SOURCE EXCERPT:
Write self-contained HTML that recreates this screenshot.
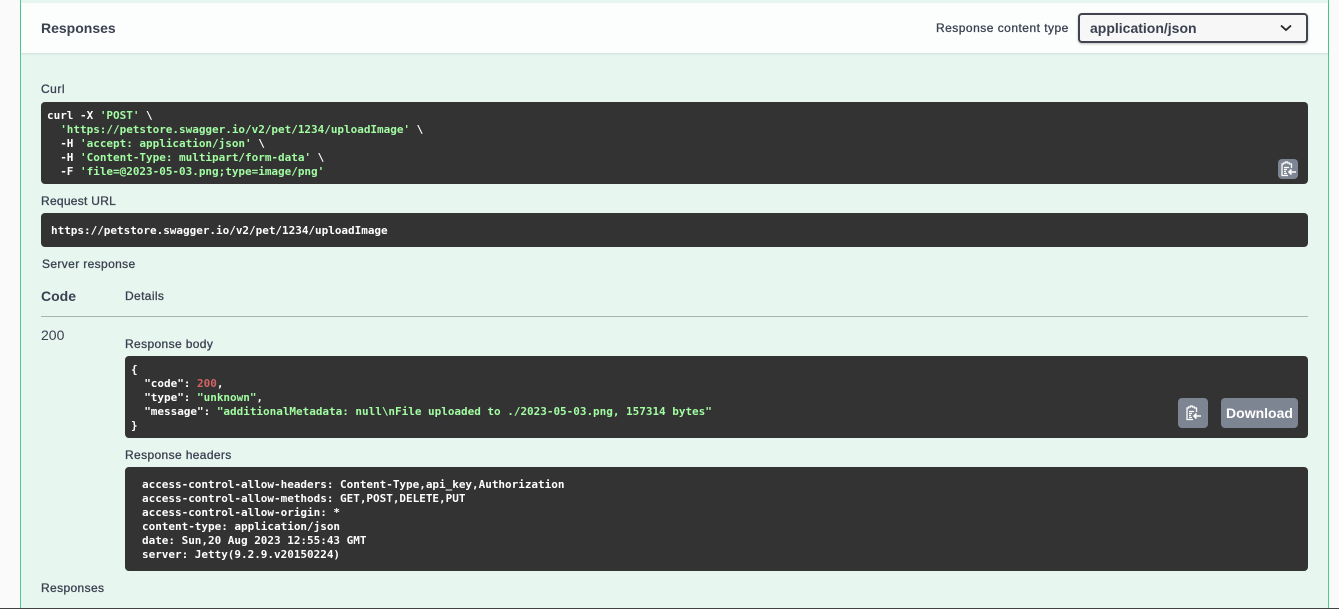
<!DOCTYPE html>
<html><head><meta charset="utf-8">
<style>
html,body{margin:0;padding:0;width:1339px;height:609px;overflow:hidden;background:#fafafa}
body{position:relative;font-family:"Liberation Sans",sans-serif;color:#3b4151}
.a{position:absolute;white-space:nowrap}
.t{font-size:12px;line-height:14px;color:#3b4151;letter-spacing:.37px;-webkit-text-stroke:.3px #3b4151}
.b{font-weight:bold}
.code{position:absolute;background:#333;border-radius:4px}
pre{position:absolute;margin:0;font:bold 11px/14px "DejaVu Sans Mono",monospace;letter-spacing:-.022px;color:#fff;white-space:pre}
.g{color:#a2fca2}.r{color:#d36363}
.btn{position:absolute;background:#7d8492;border-radius:4px}
</style></head><body>
<div class="a" style="left:20px;top:0;width:1309px;height:608px;background:#e7f6ef;border-left:1px solid #49cc90;border-right:1px solid #49cc90;box-sizing:border-box"></div>
<div class="a" style="left:21px;top:3px;width:1307px;height:50px;background:#fcfefd;box-shadow:0 1px 2px rgba(0,0,0,.1)"></div>
<div class="a b" style="left:41px;top:20px;font-size:14px;line-height:16px;color:#3b4151">Responses</div>
<div class="a t" style="left:936px;top:21px;letter-spacing:.48px">Response content type</div>
<div class="a" style="left:1078px;top:13px;width:230px;height:30px;box-sizing:border-box;background:#f7f7f7;border:2px solid #41444e;border-radius:4px;box-shadow:0 1px 2px rgba(0,0,0,.25)"></div>
<div class="a b" style="left:1090px;top:20px;font-size:14px;line-height:16px;color:#3b4151">application/json</div>
<svg class="a" style="left:1279px;top:22px" width="14" height="12" viewBox="0 0 14 12"><path d="M2 3.500L7 8l5-4.500" fill="none" stroke="#222" stroke-width="1.800"/></svg>

<div class="a t" style="left:41px;top:82px;letter-spacing:.5px">Curl</div>
<div class="code" style="left:41px;top:102px;width:1267px;height:82px"></div>
<pre style="left:47px;top:109px">curl -X <span class="g">'POST'</span> \
  <span class="g">'https://petstore.swagger.io/v2/pet/1234/uploadImage'</span> \
  -H <span class="g">'accept: application/json'</span> \
  -H <span class="g">'Content-Type: multipart/form-data'</span> \
  -F <span class="g">'file=@2023-05-03.png;type=image/png'</span></pre>
<div class="btn" style="left:1278px;top:159px;width:20px;height:20px"></div>
<svg class="a" style="left:1278px;top:159px" width="20" height="20" viewBox="0 0 20 20" fill="none" stroke="#fff" stroke-width="1.300"><path d="M13.500 9V5H11.500V4H9.500V3H7.500V4H5.500V5H4V16.500H10"/><path d="M6 8.500H11M6 10.500H9M6 12.500H8M6 14.500H9"/><path d="M18 13H11.500M13.500 10.500L11 13L13.500 15.500" stroke-width="1.600"/></svg>

<div class="a t" style="left:41px;top:194px;letter-spacing:.28px">Request URL</div>
<div class="code" style="left:41px;top:213px;width:1267px;height:34px"></div>
<pre style="left:51px;top:224px">https://petstore.swagger.io/v2/pet/1234/uploadImage</pre>

<div class="a t" style="left:42px;top:257px">Server response</div>
<div class="a b" style="left:41px;top:288px;font-size:14px;line-height:16px">Code</div>
<div class="a t" style="left:125px;top:289px">Details</div>
<div class="a" style="left:41px;top:316px;width:1267px;height:1px;background:#a9b3b3"></div>
<div class="a" style="left:41px;top:327px;font-size:14px;line-height:16px">200</div>

<div class="a t" style="left:125px;top:337px">Response body</div>
<div class="code" style="left:125px;top:356px;width:1183px;height:82px"></div>
<pre style="left:131px;top:363px">{
  "code": <span class="r">200</span>,
  "type": <span class="g">"unknown"</span>,
  "message": <span class="g">"additionalMetadata: null\nFile uploaded to ./2023-05-03.png, 157314 bytes"</span>
}</pre>
<div class="btn" style="left:1178px;top:398px;width:30px;height:30px"></div>
<svg class="a" style="left:1183px;top:403px" width="20" height="20" viewBox="0 0 20 20" fill="none" stroke="#fff" stroke-width="1.300"><path d="M13.500 9V5H11.500V4H9.500V3H7.500V4H5.500V5H4V16.500H10"/><path d="M6 8.500H11M6 10.500H9M6 12.500H8M6 14.500H9"/><path d="M18 13H11.500M13.500 10.500L11 13L13.500 15.500" stroke-width="1.600"/></svg>
<div class="btn b" style="left:1221px;top:398px;width:77px;height:30px;color:#fff;font-size:14px;line-height:30px;text-align:center">Download</div>

<div class="a t" style="left:125px;top:448px">Response headers</div>
<div class="code" style="left:125px;top:467px;width:1183px;height:104px"></div>
<pre style="left:142px;top:478px">access-control-allow-headers: Content-Type,api_key,Authorization
access-control-allow-methods: GET,POST,DELETE,PUT
access-control-allow-origin: *
content-type: application/json
date: Sun,20 Aug 2023 12:55:43 GMT
server: Jetty(9.2.9.v20150224)</pre>

<div class="a t" style="left:41px;top:581px">Responses</div>
<div class="a" style="left:0;top:608px;width:1339px;height:1px;background:#444"></div>
</body></html>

YOUR TASK:
Reproduce the whole listing above word for word, but not its pictures.

OUTPUT FOR THIS TASK:
Write self-contained HTML that recreates this screenshot.
<!DOCTYPE html>
<html><head><meta charset="utf-8">
<style>
html,body{margin:0;padding:0;width:1339px;height:609px;overflow:hidden;background:#fafafa}
body{position:relative;font-family:"Liberation Sans",sans-serif;color:#3b4151}
.a{position:absolute;white-space:nowrap}
.t{font-size:12px;line-height:14px;color:#3b4151;letter-spacing:.37px;-webkit-text-stroke:.3px #3b4151}
.b{font-weight:bold}
.code{position:absolute;background:#333;border-radius:4px}
pre{position:absolute;margin:0;font:bold 11px/14px "DejaVu Sans Mono",monospace;letter-spacing:-.022px;color:#fff;white-space:pre}
.g{color:#a2fca2}.r{color:#d36363}
.btn{position:absolute;background:#7d8492;border-radius:4px}
</style></head><body>
<div class="a" style="left:20px;top:0;width:1309px;height:608px;background:#e7f6ef;border-left:1px solid #49cc90;border-right:1px solid #49cc90;box-sizing:border-box"></div>
<div class="a" style="left:21px;top:3px;width:1307px;height:50px;background:#fcfefd;box-shadow:0 1px 2px rgba(0,0,0,.1)"></div>
<div class="a b" style="left:41px;top:20px;font-size:14px;line-height:16px;color:#3b4151">Responses</div>
<div class="a t" style="left:936px;top:21px;letter-spacing:.48px">Response content type</div>
<div class="a" style="left:1078px;top:13px;width:230px;height:30px;box-sizing:border-box;background:#f7f7f7;border:2px solid #41444e;border-radius:4px;box-shadow:0 1px 2px rgba(0,0,0,.25)"></div>
<div class="a b" style="left:1090px;top:20px;font-size:14px;line-height:16px;color:#3b4151">application/json</div>
<svg class="a" style="left:1279px;top:22px" width="14" height="12" viewBox="0 0 14 12"><path d="M2 3.500L7 8l5-4.500" fill="none" stroke="#222" stroke-width="1.800"/></svg>

<div class="a t" style="left:41px;top:82px;letter-spacing:.5px">Curl</div>
<div class="code" style="left:41px;top:102px;width:1267px;height:82px"></div>
<pre style="left:47px;top:109px">curl -X <span class="g">'POST'</span> \
  <span class="g">'https://petstore.swagger.io/v2/pet/1234/uploadImage'</span> \
  -H <span class="g">'accept: application/json'</span> \
  -H <span class="g">'Content-Type: multipart/form-data'</span> \
  -F <span class="g">'file=@2023-05-03.png;type=image/png'</span></pre>
<div class="btn" style="left:1278px;top:159px;width:20px;height:20px"></div>
<svg class="a" style="left:1278px;top:159px" width="20" height="20" viewBox="0 0 20 20" fill="none" stroke="#fff" stroke-width="1.300"><path d="M13.500 9V5H11.500V4H9.500V3H7.500V4H5.500V5H4V16.500H10"/><path d="M6 8.500H11M6 10.500H9M6 12.500H8M6 14.500H9"/><path d="M18 13H11.500M13.500 10.500L11 13L13.500 15.500" stroke-width="1.600"/></svg>

<div class="a t" style="left:41px;top:194px;letter-spacing:.28px">Request URL</div>
<div class="code" style="left:41px;top:213px;width:1267px;height:34px"></div>
<pre style="left:51px;top:224px">https://petstore.swagger.io/v2/pet/1234/uploadImage</pre>

<div class="a t" style="left:42px;top:257px">Server response</div>
<div class="a b" style="left:41px;top:288px;font-size:14px;line-height:16px">Code</div>
<div class="a t" style="left:125px;top:289px">Details</div>
<div class="a" style="left:41px;top:316px;width:1267px;height:1px;background:#a9b3b3"></div>
<div class="a" style="left:41px;top:327px;font-size:14px;line-height:16px">200</div>

<div class="a t" style="left:125px;top:337px">Response body</div>
<div class="code" style="left:125px;top:356px;width:1183px;height:82px"></div>
<pre style="left:131px;top:363px">{
  "code": <span class="r">200</span>,
  "type": <span class="g">"unknown"</span>,
  "message": <span class="g">"additionalMetadata: null\nFile uploaded to ./2023-05-03.png, 157314 bytes"</span>
}</pre>
<div class="btn" style="left:1178px;top:398px;width:30px;height:30px"></div>
<svg class="a" style="left:1183px;top:403px" width="20" height="20" viewBox="0 0 20 20" fill="none" stroke="#fff" stroke-width="1.300"><path d="M13.500 9V5H11.500V4H9.500V3H7.500V4H5.500V5H4V16.500H10"/><path d="M6 8.500H11M6 10.500H9M6 12.500H8M6 14.500H9"/><path d="M18 13H11.500M13.500 10.500L11 13L13.500 15.500" stroke-width="1.600"/></svg>
<div class="btn b" style="left:1221px;top:398px;width:77px;height:30px;color:#fff;font-size:14px;line-height:30px;text-align:center">Download</div>

<div class="a t" style="left:125px;top:448px">Response headers</div>
<div class="code" style="left:125px;top:467px;width:1183px;height:104px"></div>
<pre style="left:142px;top:478px">access-control-allow-headers: Content-Type,api_key,Authorization
access-control-allow-methods: GET,POST,DELETE,PUT
access-control-allow-origin: *
content-type: application/json
date: Sun,20 Aug 2023 12:55:43 GMT
server: Jetty(9.2.9.v20150224)</pre>

<div class="a t" style="left:41px;top:581px">Responses</div>
<div class="a" style="left:0;top:608px;width:1339px;height:1px;background:#444"></div>
</body></html>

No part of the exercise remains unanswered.